> [Task goal]: Which lines contain the string "that"? Please list every one of them.

> [Data records]:
>> START
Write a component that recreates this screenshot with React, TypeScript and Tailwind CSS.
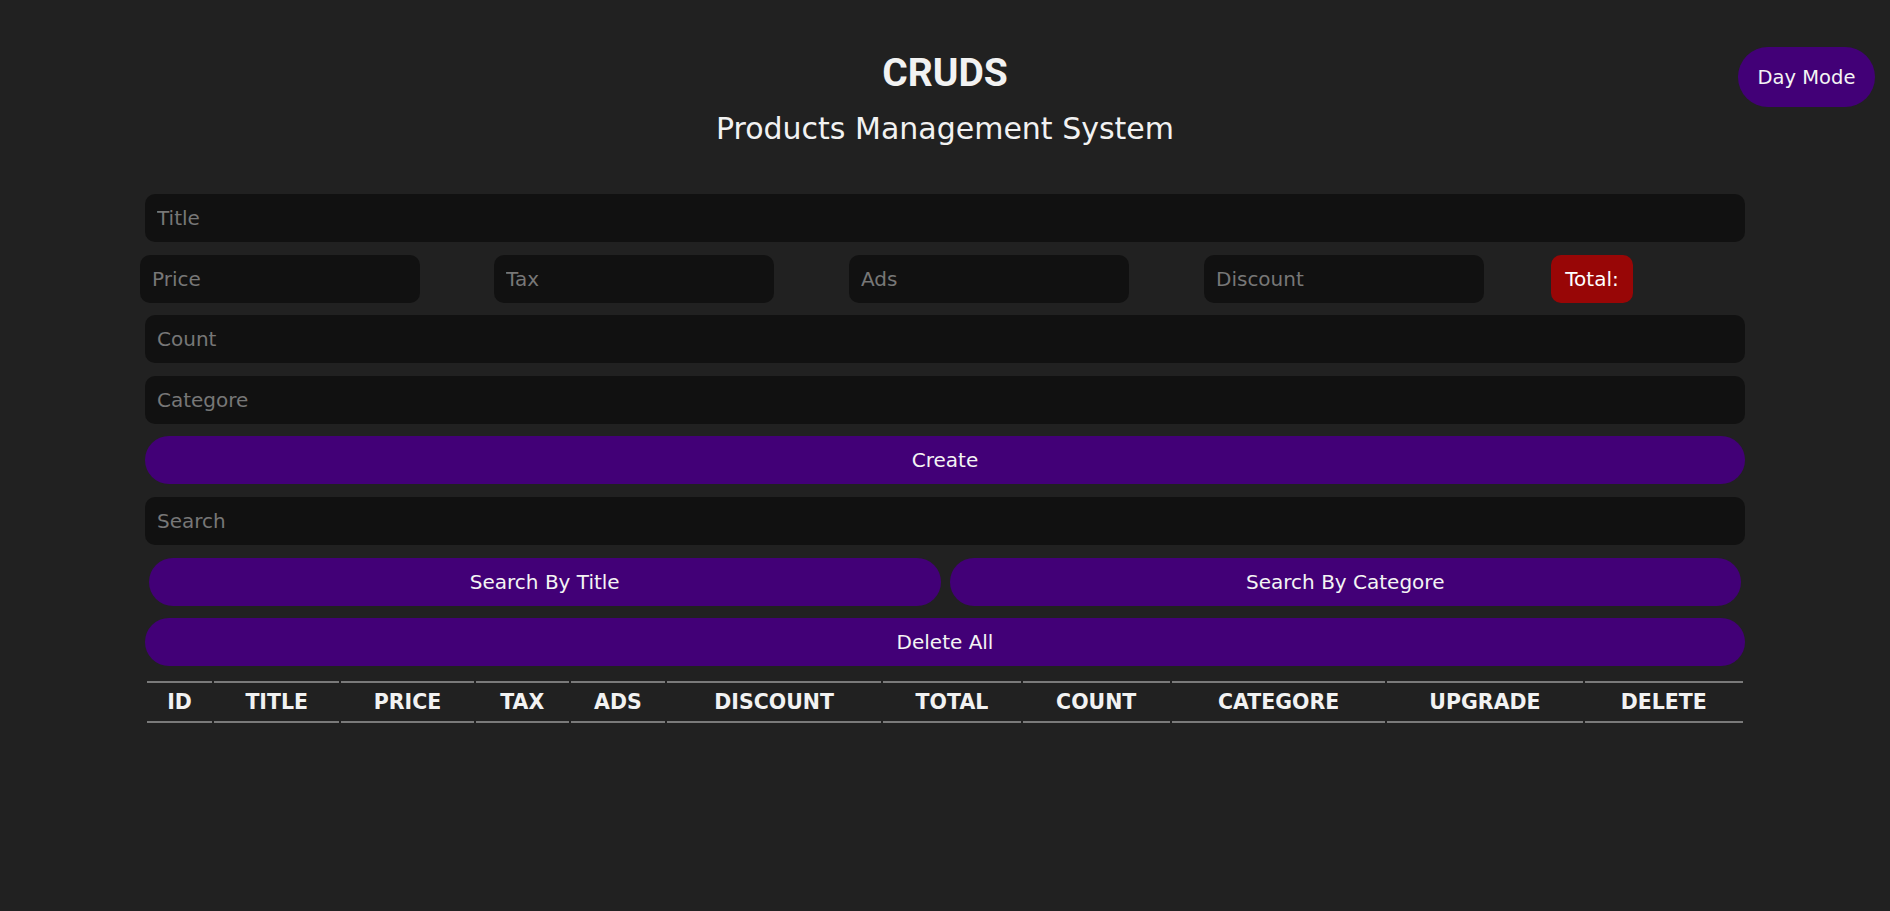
>> END
>> START
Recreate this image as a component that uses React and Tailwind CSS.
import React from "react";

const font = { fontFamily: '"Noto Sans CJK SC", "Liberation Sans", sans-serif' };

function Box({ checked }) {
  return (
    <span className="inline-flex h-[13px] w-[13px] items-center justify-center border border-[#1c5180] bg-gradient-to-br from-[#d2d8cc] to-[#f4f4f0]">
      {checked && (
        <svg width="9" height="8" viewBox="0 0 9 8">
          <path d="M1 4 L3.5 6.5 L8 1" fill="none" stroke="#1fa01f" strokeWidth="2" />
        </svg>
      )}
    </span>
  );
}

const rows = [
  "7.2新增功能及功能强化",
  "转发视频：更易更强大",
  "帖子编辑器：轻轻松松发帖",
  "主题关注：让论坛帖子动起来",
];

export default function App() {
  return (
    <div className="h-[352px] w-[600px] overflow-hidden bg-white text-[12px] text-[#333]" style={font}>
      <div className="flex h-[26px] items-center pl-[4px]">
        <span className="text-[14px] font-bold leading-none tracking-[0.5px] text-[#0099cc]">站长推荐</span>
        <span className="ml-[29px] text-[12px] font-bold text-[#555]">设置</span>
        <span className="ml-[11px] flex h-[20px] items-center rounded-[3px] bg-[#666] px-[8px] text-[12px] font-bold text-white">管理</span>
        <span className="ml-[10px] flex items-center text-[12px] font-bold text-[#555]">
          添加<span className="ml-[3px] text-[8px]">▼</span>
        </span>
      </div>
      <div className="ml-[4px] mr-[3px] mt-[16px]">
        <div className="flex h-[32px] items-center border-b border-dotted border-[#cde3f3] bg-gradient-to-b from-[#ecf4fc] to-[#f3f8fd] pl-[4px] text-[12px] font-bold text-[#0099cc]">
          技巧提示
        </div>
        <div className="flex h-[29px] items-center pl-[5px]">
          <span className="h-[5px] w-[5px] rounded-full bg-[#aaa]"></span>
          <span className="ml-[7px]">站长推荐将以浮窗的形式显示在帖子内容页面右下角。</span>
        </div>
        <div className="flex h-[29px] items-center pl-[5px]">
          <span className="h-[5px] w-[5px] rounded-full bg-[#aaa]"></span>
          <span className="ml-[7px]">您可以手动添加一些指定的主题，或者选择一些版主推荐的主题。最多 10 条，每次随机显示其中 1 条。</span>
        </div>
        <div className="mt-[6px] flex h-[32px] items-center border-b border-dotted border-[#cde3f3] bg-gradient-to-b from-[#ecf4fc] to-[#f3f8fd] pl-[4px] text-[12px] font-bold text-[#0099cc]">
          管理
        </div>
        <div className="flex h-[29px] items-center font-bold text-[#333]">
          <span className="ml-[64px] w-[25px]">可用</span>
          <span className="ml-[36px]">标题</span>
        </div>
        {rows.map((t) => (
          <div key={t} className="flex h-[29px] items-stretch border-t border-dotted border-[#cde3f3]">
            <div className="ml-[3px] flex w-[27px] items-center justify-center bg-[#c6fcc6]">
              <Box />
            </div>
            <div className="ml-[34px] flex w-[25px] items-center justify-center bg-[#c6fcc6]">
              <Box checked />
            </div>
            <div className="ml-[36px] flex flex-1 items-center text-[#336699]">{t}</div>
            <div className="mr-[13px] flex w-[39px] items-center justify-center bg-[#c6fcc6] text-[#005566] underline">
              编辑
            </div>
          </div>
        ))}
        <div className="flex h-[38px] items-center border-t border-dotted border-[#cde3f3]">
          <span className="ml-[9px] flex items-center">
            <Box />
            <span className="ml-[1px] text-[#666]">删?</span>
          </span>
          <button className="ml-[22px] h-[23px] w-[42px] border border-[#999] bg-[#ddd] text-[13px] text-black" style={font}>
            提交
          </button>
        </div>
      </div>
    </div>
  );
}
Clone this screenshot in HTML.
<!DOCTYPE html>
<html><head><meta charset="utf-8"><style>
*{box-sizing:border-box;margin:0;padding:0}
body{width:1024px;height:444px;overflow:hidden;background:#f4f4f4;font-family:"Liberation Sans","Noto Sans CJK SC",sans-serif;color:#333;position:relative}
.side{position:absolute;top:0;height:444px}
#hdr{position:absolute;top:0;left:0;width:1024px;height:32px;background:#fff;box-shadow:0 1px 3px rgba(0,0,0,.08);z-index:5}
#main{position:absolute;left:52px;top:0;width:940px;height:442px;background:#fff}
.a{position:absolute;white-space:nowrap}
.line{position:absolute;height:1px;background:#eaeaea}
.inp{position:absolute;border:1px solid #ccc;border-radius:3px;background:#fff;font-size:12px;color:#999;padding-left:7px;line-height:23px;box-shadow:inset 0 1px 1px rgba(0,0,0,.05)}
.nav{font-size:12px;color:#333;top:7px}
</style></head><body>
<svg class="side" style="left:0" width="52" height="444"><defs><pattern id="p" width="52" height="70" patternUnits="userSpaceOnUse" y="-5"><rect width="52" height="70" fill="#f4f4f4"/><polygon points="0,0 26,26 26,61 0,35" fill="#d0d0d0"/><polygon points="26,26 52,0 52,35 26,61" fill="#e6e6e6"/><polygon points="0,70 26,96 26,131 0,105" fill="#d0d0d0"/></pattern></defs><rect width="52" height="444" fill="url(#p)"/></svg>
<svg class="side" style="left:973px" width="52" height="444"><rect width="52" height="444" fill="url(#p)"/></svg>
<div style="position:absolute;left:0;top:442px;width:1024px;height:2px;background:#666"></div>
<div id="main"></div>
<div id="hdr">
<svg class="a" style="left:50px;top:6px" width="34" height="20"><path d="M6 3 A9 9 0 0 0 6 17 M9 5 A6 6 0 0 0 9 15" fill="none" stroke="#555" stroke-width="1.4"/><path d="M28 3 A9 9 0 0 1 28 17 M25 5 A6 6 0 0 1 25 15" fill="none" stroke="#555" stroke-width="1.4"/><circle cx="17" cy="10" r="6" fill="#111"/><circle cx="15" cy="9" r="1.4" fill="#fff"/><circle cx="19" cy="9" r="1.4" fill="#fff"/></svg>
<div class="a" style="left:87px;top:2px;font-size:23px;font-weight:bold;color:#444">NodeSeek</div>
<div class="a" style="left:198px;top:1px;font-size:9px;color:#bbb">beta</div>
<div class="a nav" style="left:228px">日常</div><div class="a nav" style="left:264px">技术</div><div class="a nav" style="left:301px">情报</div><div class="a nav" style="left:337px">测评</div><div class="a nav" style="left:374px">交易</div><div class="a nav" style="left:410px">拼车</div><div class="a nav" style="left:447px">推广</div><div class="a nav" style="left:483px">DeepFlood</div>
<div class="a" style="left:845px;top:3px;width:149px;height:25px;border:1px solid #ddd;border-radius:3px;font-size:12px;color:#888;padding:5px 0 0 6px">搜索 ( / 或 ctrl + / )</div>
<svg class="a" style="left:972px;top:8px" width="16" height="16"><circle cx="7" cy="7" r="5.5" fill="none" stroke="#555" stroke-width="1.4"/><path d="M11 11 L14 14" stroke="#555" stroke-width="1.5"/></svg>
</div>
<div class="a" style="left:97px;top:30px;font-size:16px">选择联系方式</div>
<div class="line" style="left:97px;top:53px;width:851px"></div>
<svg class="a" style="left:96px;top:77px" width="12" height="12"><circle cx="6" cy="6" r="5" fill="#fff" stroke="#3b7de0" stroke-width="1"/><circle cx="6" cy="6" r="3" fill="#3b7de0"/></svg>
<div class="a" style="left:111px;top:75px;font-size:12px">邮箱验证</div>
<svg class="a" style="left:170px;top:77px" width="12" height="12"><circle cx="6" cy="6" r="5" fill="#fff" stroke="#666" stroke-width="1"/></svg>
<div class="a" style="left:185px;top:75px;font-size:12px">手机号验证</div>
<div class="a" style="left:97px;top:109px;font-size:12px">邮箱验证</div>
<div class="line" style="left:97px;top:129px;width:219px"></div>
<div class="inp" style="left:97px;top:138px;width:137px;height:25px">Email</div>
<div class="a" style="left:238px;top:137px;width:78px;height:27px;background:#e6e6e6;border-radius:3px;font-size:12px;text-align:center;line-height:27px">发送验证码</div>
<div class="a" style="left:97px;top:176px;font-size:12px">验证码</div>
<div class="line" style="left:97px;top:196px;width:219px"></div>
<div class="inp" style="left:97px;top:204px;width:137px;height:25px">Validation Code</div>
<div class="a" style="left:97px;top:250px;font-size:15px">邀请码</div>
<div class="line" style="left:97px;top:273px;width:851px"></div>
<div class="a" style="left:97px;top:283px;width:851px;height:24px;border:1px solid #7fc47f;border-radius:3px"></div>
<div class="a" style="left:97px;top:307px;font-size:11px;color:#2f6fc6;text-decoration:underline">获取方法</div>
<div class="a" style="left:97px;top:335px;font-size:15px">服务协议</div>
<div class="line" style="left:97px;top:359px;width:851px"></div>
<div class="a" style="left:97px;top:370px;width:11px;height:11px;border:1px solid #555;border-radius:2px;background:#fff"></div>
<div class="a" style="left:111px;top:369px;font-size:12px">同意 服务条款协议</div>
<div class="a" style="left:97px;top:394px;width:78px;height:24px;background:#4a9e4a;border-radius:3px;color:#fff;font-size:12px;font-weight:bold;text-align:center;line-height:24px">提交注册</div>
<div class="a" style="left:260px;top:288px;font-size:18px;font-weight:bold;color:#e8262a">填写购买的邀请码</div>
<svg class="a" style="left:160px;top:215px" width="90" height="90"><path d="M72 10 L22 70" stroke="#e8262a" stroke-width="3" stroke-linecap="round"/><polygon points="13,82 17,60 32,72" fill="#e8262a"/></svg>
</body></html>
>> END
> [Solution to this exercise]:
Write a component that recreates this screenshot with React, TypeScript and Tailwind CSS.
Recreate this image as a component that uses React and Tailwind CSS.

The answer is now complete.